President Vladimir Putin’s most prominent critic joked that he did not want to “part with” his right leg and quipped about becoming a one-legged pirate.

‘Sleep Deprivation’

Talking to journalists in Moscow, Putin’s spokesman said Navalnaya “should not have turned to the Kremlin as it has no role in the matter.”

“We will not react to such an appeal…. At the moment, in a situation when a citizen is a convict incarcerated in a penal colony, the address for such appeals is the FSIN,” Dmitry Peskov said, referring to the Federal Penitentiary Service.

Lawyer Vadim Kobzev said that after “finally” getting to see Navalny, it quickly became clear that he was not only not being treated properly, “but a deliberate strategy is under way to undermine his health.”

In a statement on his website, Navalny also accused the prison of torturing him through sleep deprivation.

Peskov rejected that allegation, saying Navalny, like other prisoners, is woken up every hour as a way “of maintaining order and discipline in penitentiaries” and that stricter measures are often used in prisons abroad.

Peskov, however, failed to address the allegation that such measures weren’t needed since there is a closed-circuit television camera in Navalny’s cell allowing guards to monitor him at all times.

Such comments show “these people are the enemies of our own country,” Navalny’s Anti-Corruption Foundation (FBK) said on Twitter in response to Peskov’s statements.

Navalny was detained at a Moscow airport in January immediately upon returning from Berlin, where he was recovering from what several Western laboratories determined was a poisoning attempt using a Novichok-type nerve agent that saw him fall seriously ill on a flight in Siberia in August 2020.

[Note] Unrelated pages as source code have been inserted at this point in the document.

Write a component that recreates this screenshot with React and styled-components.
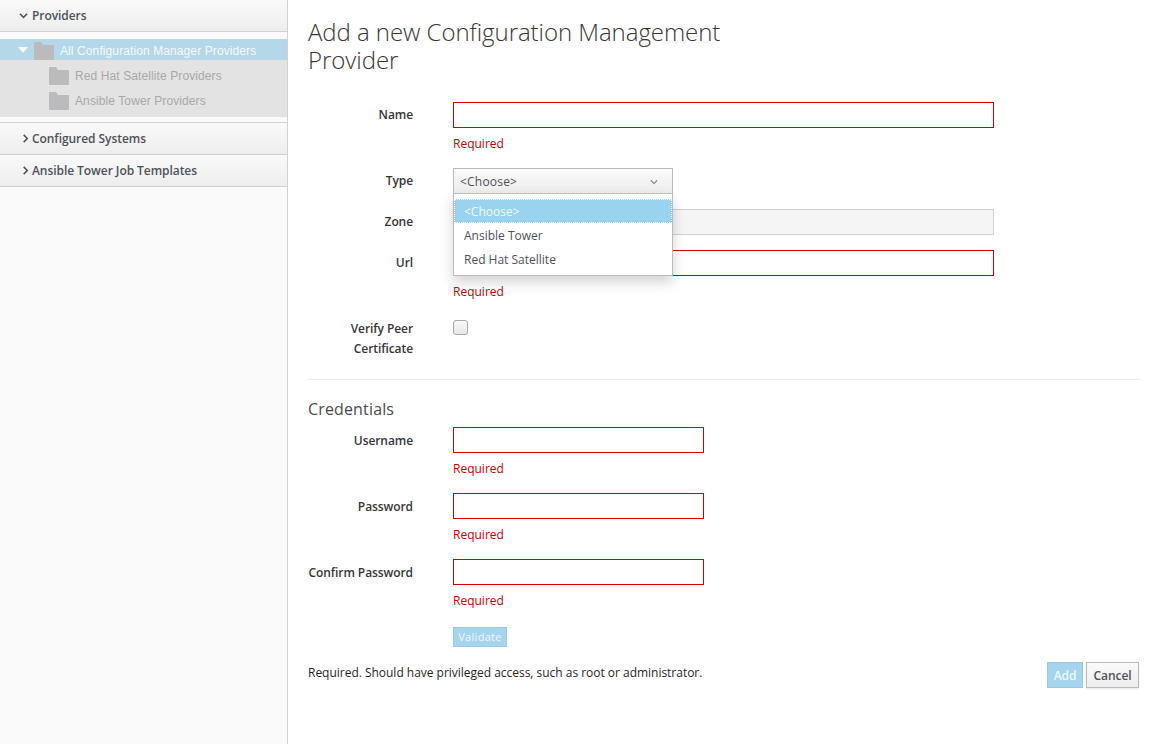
import styled, { createGlobalStyle } from "styled-components";

const Global = createGlobalStyle`
  html, body { margin: 0; padding: 0; height: 100%; background: #fff; }
  body { font-family: "Open Sans", sans-serif; font-size: 12px; line-height: 20px; color: #363636; }
  * { box-sizing: border-box; }
`;

const Page = styled.div`
  display: flex;
  height: 744px;
  overflow: hidden;
`;

const Sidebar = styled.aside`
  width: 288px;
  flex: none;
  background: #fafafa;
  border-right: 1px solid #d1d1d1;
`;

const AccordionHead = styled.div`
  display: flex;
  align-items: center;
  height: 32px;
  padding-left: ${(p) => (p.$open ? 19 : 21)}px;
  gap: ${(p) => (p.$open ? 4 : 2)}px;
  background: linear-gradient(#fafafa, #ededed);
  border-bottom: 1px solid #d1d1d1;
  font-weight: 600;
  letter-spacing: -0.06px;
  color: #4d5258;
`;

const AccordionGroup = styled.div`
  border-top: 1px solid #d1d1d1;
`;

const Tree = styled.div`
  margin: 7px 0 5px;
  background: #e3e3e3;
`;

const TreeRows = styled.div`
  padding: 3px 0 4px;
`;

const TreeRow = styled.div`
  display: flex;
  align-items: center;
  height: ${(p) => (p.$selected ? 21 : 25)}px;
  padding-left: ${(p) => (p.$selected ? 18 : 49)}px;
  padding-top: ${(p) => (p.$selected ? 2 : 0)}px;
  background: ${(p) => (p.$selected ? "#b4d7e9" : "transparent")};
  color: ${(p) => (p.$selected ? "#f4f9fc" : "#a8a8a8")};
  font-family: "Liberation Sans", Arial, sans-serif;
  font-size: 12px;
  letter-spacing: 0.1px;
`;

const TreeCaret = styled.span`
  width: 0;
  height: 0;
  border-left: 5px solid transparent;
  border-right: 5px solid transparent;
  border-top: 6px solid #f6fafc;
  margin: -2px 6px 0 0;
`;

const FolderIcon = styled.svg`
  width: 20px;
  height: 18px;
  flex: none;
  margin-right: 6px;
  fill: #bbbbbd;
`;

const Main = styled.main`
  flex: 1;
  padding: 18px 14px 0 20px;
`;

const Title = styled.h1`
  width: 440px;
  margin: 0 0 29px;
  font-size: 24px;
  font-weight: 300;
  line-height: 27.5px;
  letter-spacing: -0.05px;
  color: #363636;
`;

const FormRow = styled.div`
  display: flex;
  margin-bottom: 15px;
`;

const Label = styled.label`
  width: 105px;
  flex: none;
  margin-right: 40px;
  padding-top: ${(p) => (p.$low ? 4 : 3)}px;
  text-align: right;
  font-weight: 600;
  letter-spacing: -0.08px;
  white-space: ${(p) => (p.$low ? "nowrap" : "normal")};
  color: #363636;
`;

const Field = styled.div`
  position: relative;
  width: ${(p) => p.$width}px;
`;

const Input = styled.div`
  height: 26px;
  background: ${(p) => (p.$disabled ? "#f5f5f5" : "#fff")};
  border: 1px solid ${(p) => (p.$disabled ? "#d1d1d1" : "#c00")};
`;

const Help = styled.div`
  margin: 6px 0 -1px;
  color: #c00;
`;

const Select = styled.div`
  display: flex;
  align-items: center;
  justify-content: space-between;
  height: 26px;
  width: 220px;
  padding: 1px 14px 0 6px;
  background: linear-gradient(#fafafa, #ededed);
  border: 1px solid #bbb;
  color: #4d5258;
  letter-spacing: 0.2px;
`;

const Menu = styled.div`
  position: absolute;
  top: 25px;
  left: 0;
  width: 220px;
  height: 83px;
  padding: 5px 0;
  background: #fff;
  border: 1px solid #bbb;
  box-shadow: 0 6px 12px rgba(0, 0, 0, 0.175);
  z-index: 2;
`;

const Option = styled.div`
  height: 24px;
  line-height: ${(p) => (p.$active ? 24 : 26)}px;
  padding-left: ${(p) => (p.$active ? 9 : 10)}px;
  color: ${(p) => (p.$active ? "#f0f9fd" : "#4d5258")};
  background: ${(p) => (p.$active ? "#99d3ee" : "transparent")};
  border: ${(p) => (p.$active ? "1px dotted #fff" : "0")};
`;

const Checkbox = styled.div`
  width: 15px;
  height: 15px;
  margin-top: 4px;
  border: 1px solid #aaa;
  border-radius: 3px;
  background: linear-gradient(#fafafa, #e6e6e6);
`;

const Rule = styled.hr`
  margin: 20px 0 18px;
  border: 0;
  border-top: 1px solid #eee;
`;

const Subhead = styled.h3`
  margin: 0 0 7px;
  font-size: 16px;
  font-weight: 400;
  line-height: 22px;
  letter-spacing: 0.15px;
  color: #4a4a4a;
`;

const ValidateButton = styled.div`
  width: 54px;
  height: 20px;
  margin-top: 2px;
  line-height: 18px;
  text-align: center;
  font-size: 11px;
  letter-spacing: 0.3px;
  color: #eef8fd;
  background: #a4d4ee;
  border: 1px solid #9cc8e0;
`;

const Footer = styled.div`
  display: flex;
  justify-content: space-between;
  align-items: flex-start;
  padding-right: 1px;
  color: #1f1f1f;
`;

const Note = styled.div`
  margin-top: 1px;
  letter-spacing: -0.02px;
`;

const ButtonRow = styled.div`
  display: flex;
  gap: 3px;
`;

const Button = styled.div`
  height: 26px;
  width: ${(p) => p.$width}px;
  line-height: 25px;
  text-align: center;
  font-weight: 600;
  letter-spacing: -0.05px;
  border: 1px solid ${(p) => (p.$primary ? "#9cc8e0" : "#bbb")};
  color: ${(p) => (p.$primary ? "#eef8fd" : "#4d5258")};
  background: ${(p) => (p.$primary ? "#a4d4ee" : "linear-gradient(#fafafa, #ededed)")};
  box-shadow: ${(p) => (p.$primary ? "none" : "0 1px 2px rgba(0,0,0,.1)")};
`;

function Folder() {
  return (
    <FolderIcon viewBox="0 0 20 18">
      <path d="M1 0h6l2 3h10a1 1 0 0 1 1 1v13a1 1 0 0 1-1 1H1a1 1 0 0 1-1-1V1a1 1 0 0 1 1-1z" />
    </FolderIcon>
  );
}

function Chevron({ down, color = "#4d5258", size = 9, weight = 1.7 }) {
  return (
    <svg width={size} height={size} viewBox="0 0 10 10" fill="none" stroke={color} strokeWidth={weight}>
      <path d={down ? "M1 3l4 4 4-4" : "M3 1l4 4-4 4"} />
    </svg>
  );
}

function Credential({ label }) {
  return (
    <FormRow>
      <Label $low>{label}</Label>
      <Field $width={251}>
        <Input />
        <Help>Required</Help>
      </Field>
    </FormRow>
  );
}

export default function App() {
  return (
    <Page>
      <Global />
      <Sidebar>
        <AccordionHead $open>
          <Chevron down />
          Providers
        </AccordionHead>
        <Tree>
          <TreeRow $selected>
            <TreeCaret />
            <Folder />
            All Configuration Manager Providers
          </TreeRow>
          <TreeRows>
            <TreeRow>
              <Folder />
              Red Hat Satellite Providers
            </TreeRow>
            <TreeRow>
              <Folder />
              Ansible Tower Providers
            </TreeRow>
          </TreeRows>
        </Tree>
        <AccordionGroup>
          <AccordionHead>
            <Chevron />
            Configured Systems
          </AccordionHead>
          <AccordionHead>
            <Chevron />
            Ansible Tower Job Templates
          </AccordionHead>
        </AccordionGroup>
      </Sidebar>
      <Main>
        <Title>Add a new Configuration Management Provider</Title>
        <FormRow>
          <Label>Name</Label>
          <Field $width={541}>
            <Input />
            <Help>Required</Help>
          </Field>
        </FormRow>
        <FormRow>
          <Label>Type</Label>
          <Field $width={541}>
            <Select>
              &lt;Choose&gt;
              <Chevron down color="#72767b" size={8} weight={1.3} />
            </Select>
            <Menu>
              <Option $active>&lt;Choose&gt;</Option>
              <Option>Ansible Tower</Option>
              <Option>Red Hat Satellite</Option>
            </Menu>
          </Field>
        </FormRow>
        <FormRow>
          <Label>Zone</Label>
          <Field $width={541}>
            <Input $disabled />
          </Field>
        </FormRow>
        <FormRow>
          <Label>Url</Label>
          <Field $width={541}>
            <Input />
            <Help>Required</Help>
          </Field>
        </FormRow>
        <FormRow>
          <Label>Verify Peer Certificate</Label>
          <Checkbox />
        </FormRow>
        <Rule />
        <Subhead>Credentials</Subhead>
        <Credential label="Username" />
        <Credential label="Password" />
        <Credential label="Confirm Password" />
        <FormRow>
          <Label />
          <ValidateButton>Validate</ValidateButton>
        </FormRow>
        <Footer>
          <Note>Required. Should have privileged access, such as root or administrator.</Note>
          <ButtonRow>
            <Button $primary $width={36}>Add</Button>
            <Button $width={53}>Cancel</Button>
          </ButtonRow>
        </Footer>
      </Main>
    </Page>
  );
}
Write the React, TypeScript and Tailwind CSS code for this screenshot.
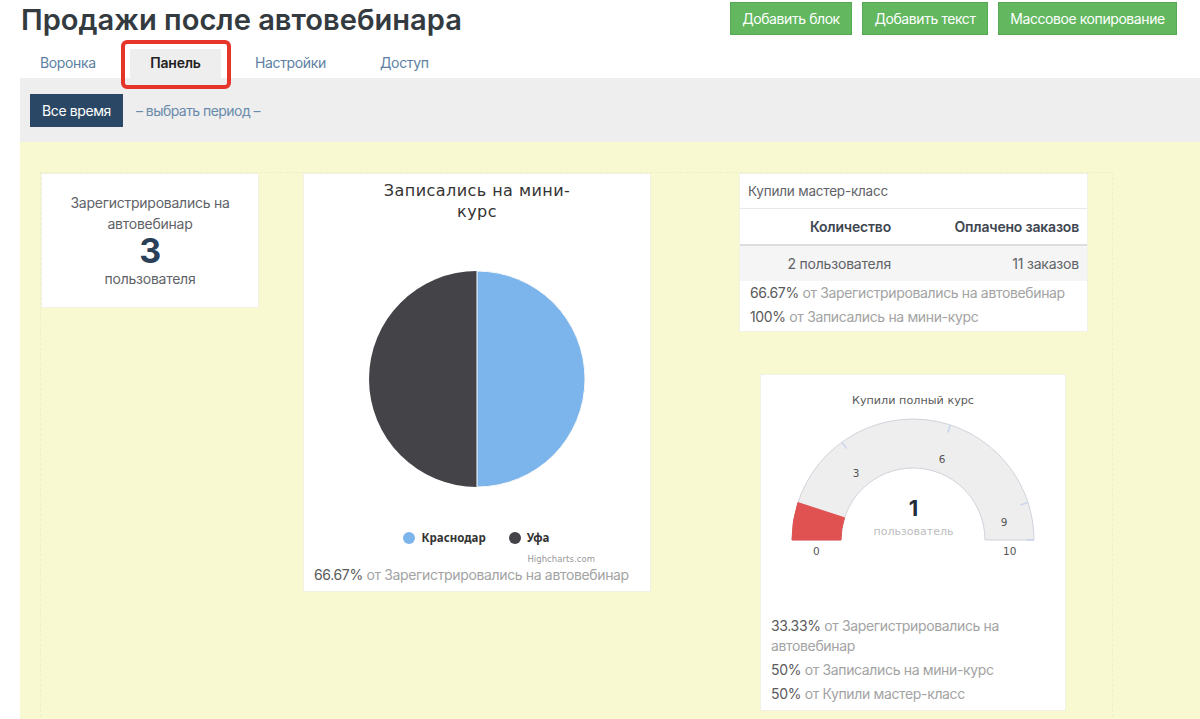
const font = { fontFamily: 'Inter, "Noto Sans", sans-serif' };
const chartFont = { fontFamily: '"DejaVu Sans", sans-serif' };

function polar(r: number, deg: number) {
  const a = (deg * Math.PI) / 180;
  return [121 - r * Math.cos(a), 121 - r * Math.sin(a)];
}

function band(from: number, to: number, ro = 121, ri = 72) {
  const [x1, y1] = polar(ro, from);
  const [x2, y2] = polar(ro, to);
  const [x3, y3] = polar(ri, to);
  const [x4, y4] = polar(ri, from);
  return `M${x1} ${y1}A${ro} ${ro} 0 0 1 ${x2} ${y2}L${x3} ${y3}A${ri} ${ri} 0 0 0 ${x4} ${y4}Z`;
}

function Gauge() {
  const ticks = [54, 108, 162, 180];
  return (
    <svg width="250" height="126" viewBox="-4 -1 250 126" className="block">
      <path d={band(0, 180)} fill="#eeeeee" stroke="#cfd3da" strokeWidth="1" />
      <path d={band(0, 18)} fill="#e05252" stroke="#e05252" strokeWidth="1" />
      {ticks.map((t) => {
        const [a, b] = polar(121, t);
        const [c, d] = polar(113, t);
        return <line key={t} x1={a} y1={b} x2={c} y2={d} stroke="#ccd6eb" strokeWidth="1.6" />;
      })}
      <g fontFamily='"DejaVu Sans", sans-serif' fontSize="10.5" fill="#555" textAnchor="middle">
        <text x="64" y="58">3</text>
        <text x="150" y="44">6</text>
        <text x="212" y="107">9</text>
      </g>
    </svg>
  );
}

function Stat({ pct, label }: { pct: string; label: string }) {
  return (
    <div className="text-[14px] leading-[20px] mb-1 text-[#a3a3a3] tracking-[-0.35px]">
      <span className="text-[#5a5a5a]">{pct}</span> от {label}
    </div>
  );
}

export default function App() {
  return (
    <div className="w-[1200px] h-[719px] overflow-hidden bg-white relative text-[#555]" style={font}>
      <header className="h-[41px] flex justify-between items-start pl-[21px] pr-[23px] pt-[2px]">
        <h1 className="text-[29.1px] leading-[36px] font-semibold text-[#333a40]">Продажи после автовебинара</h1>
        <div className="flex gap-[10px]">
          {["Добавить блок", "Добавить текст", "Массовое копирование"].map((b, i) => (
            <button
              key={b}
              className={`${i === 0 ? "w-[122px]" : i === 1 ? "w-[126px]" : "w-[179px]"} h-[33px] bg-[#62b75f] border border-[#55a953] text-white text-[14px] tracking-[-0.42px]`}
            >
              {b}
            </button>
          ))}
        </div>
      </header>

      <nav className="h-[37px] flex items-end pl-[20px] text-[14px] tracking-[-0.35px]">
        <a className="w-[96px] h-[29px] pl-[20px] leading-[28px] text-[#5d7fa3]">Воронка</a>
        <a className="ml-[14px] w-[91px] h-[29px] bg-[#eeeeee] text-center leading-[28px] font-semibold text-[#222] tracking-[-0.2px]">Панель</a>
        <a className="w-[159px] h-[29px] pl-[34px] leading-[28px] text-[#5d7fa3]">Настройки</a>
        <a className="h-[29px] leading-[28px] text-[#5d7fa3]">Доступ</a>
      </nav>

      <div className="absolute left-[121px] top-[40px] w-[110px] h-[49px] border-[4px] border-[#e5352b] rounded-[6px]" />

      <div className="ml-[20px] h-[64px] bg-[#eeeeee] pl-[10px] pt-[16px] flex items-start text-[14px] tracking-[-0.4px]">
        <span className="w-[93px] h-[33px] bg-[#2a4865] text-white flex items-center justify-center">Все время</span>
        <span className="ml-[13px] h-[33px] flex items-center text-[#6a8bab] tracking-[-0.55px]">– выбрать период –</span>
      </div>

      <main className="ml-[20px] h-[577px] bg-[#f8f9d0] pl-[20px] pt-[30px]">
        <div className="h-[560px] w-[1073px] border border-dashed border-[#eef0c6] flex items-start">
          <section className="w-[218px] h-[135px] bg-white border border-[#f1f1e4] text-center text-[14px] leading-[21px] pt-[18px] text-[#5f6368] tracking-[-0.25px]">
            <div className="px-4">Зарегистрировались на автовебинар</div>
            <div className="text-[34px] leading-[34px] font-bold text-[#2a4058]">3</div>
            <div>пользователя</div>
          </section>

          <section className="ml-[44px] w-[348px] h-[419px] bg-white border border-[#f1f1e4] flex flex-col items-center">
            <h2 className="mt-[6px] w-[220px] text-center text-[16px] leading-[21px] tracking-[0.45px] text-[#333]" style={chartFont}>
              Записались на мини-курс
            </h2>
            <svg width="218" height="218" viewBox="0 0 218 218" className="mt-[48px] block">
              <circle cx="109" cy="109" r="108" fill="#434348" />
              <path d="M109 1A108 108 0 0 1 109 217Z" fill="#7cb5ec" stroke="#ffffff" strokeWidth="1" />
            </svg>
            <div className="mt-[41px] -ml-[2px] flex items-center text-[11.5px] font-bold text-[#333]" style={{ fontFamily: '"Noto Sans", sans-serif' }}>
              <span className="w-[12px] h-[12px] rounded-full bg-[#7cb5ec] mr-[7px]" />
              <span>Краснодар</span>
              <span className="w-[12px] h-[12px] rounded-full bg-[#434348] ml-[23px] mr-[6px]" />
              <span>Уфа</span>
            </div>
            <div className="self-end mr-[55px] mt-[7px] text-[8.5px] leading-[12px] text-[#999] tracking-[0.05px]" style={chartFont}>Highcharts.com</div>
            <div className="self-start pl-[10px]"><Stat pct="66.67%" label="Зарегистрировались на автовебинар" /></div>
          </section>

          <div className="ml-[88px] w-[349px] flex flex-col items-start">
            <section className="w-[349px] h-[159px] bg-white border border-[#f1f1e4] text-[14px] tracking-[-0.2px]">
              <div className="h-[35px] pl-[8px] leading-[35px] text-[13.5px] text-[#5f6368] border-b border-[#e8e8e8]">Купили мастер-класс</div>
              <div className="h-[37px] flex items-center font-semibold text-[#3e4650] border-b-2 border-[#dddddd]">
                <span className="w-[151px] text-right">Количество</span>
                <span className="flex-1 text-right pr-[8px]">Оплачено заказов</span>
              </div>
              <div className="h-[35px] flex items-center bg-[#f5f5f5] text-[#5f6368]">
                <span className="w-[151px] text-right">2 пользователя</span>
                <span className="flex-1 text-right pr-[8px]">11 заказов</span>
              </div>
              <div className="pl-[10px] pt-[2px]">
                <Stat pct="66.67%" label="Зарегистрировались на автовебинар" />
                <Stat pct="100%" label="Записались на мини-курс" />
              </div>
            </section>

            <section className="ml-[21px] mt-[42px] w-[306px] h-[337px] bg-white border border-[#f1f1e4] relative">
              <div className="mt-[18px] text-center text-[11.2px] leading-[16px] text-[#5a5a5a]" style={chartFont}>Купили полный курс</div>
              <div className="relative ml-[27px] mt-[9px] h-[160px]">
                <Gauge />
                <div className="absolute left-[1px] top-[77px] w-[249px] text-center text-[22px] leading-[26px] font-bold text-[#1f2d3d]">1</div>
                <div className="absolute left-[1px] top-[106px] w-[249px] text-center text-[11px] leading-[16px] text-[#bdbdbd]" style={chartFont}>пользователь</div>
                <div className="absolute left-[25px] top-[126px] text-[10.5px] leading-[14px] text-[#555]" style={chartFont}>0</div>
                <div className="absolute left-[215px] top-[126px] text-[10.5px] leading-[14px] text-[#555]" style={chartFont}>10</div>
              </div>
              <div className="absolute left-[10px] top-[241px] w-[260px]">
                <Stat pct="33.33%" label="Зарегистрировались на автовебинар" />
                <Stat pct="50%" label="Записались на мини-курс" />
                <Stat pct="50%" label="Купили мастер-класс" />
              </div>
            </section>
          </div>
        </div>
      </main>
    </div>
  );
}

Navalny has said the assassination attempt was ordered by Putin — an allegation rejected by the Kremlin.

A Moscow court in February ruled that while in Germany, Navalny had violated the terms of parole from an older embezzlement case that is widely considered to be politically motivated.

His suspended 3 1/2-year sentence was converted into jail time, though the court reduced that amount to 2 1/2 years for time already served in detention.

Navalny’s incarceration set off a wave of nationwide protests and a crackdown against his supporters.

The European Union, the United States, and Canada have imposed a series of sanctions against Russia over the Navalny case.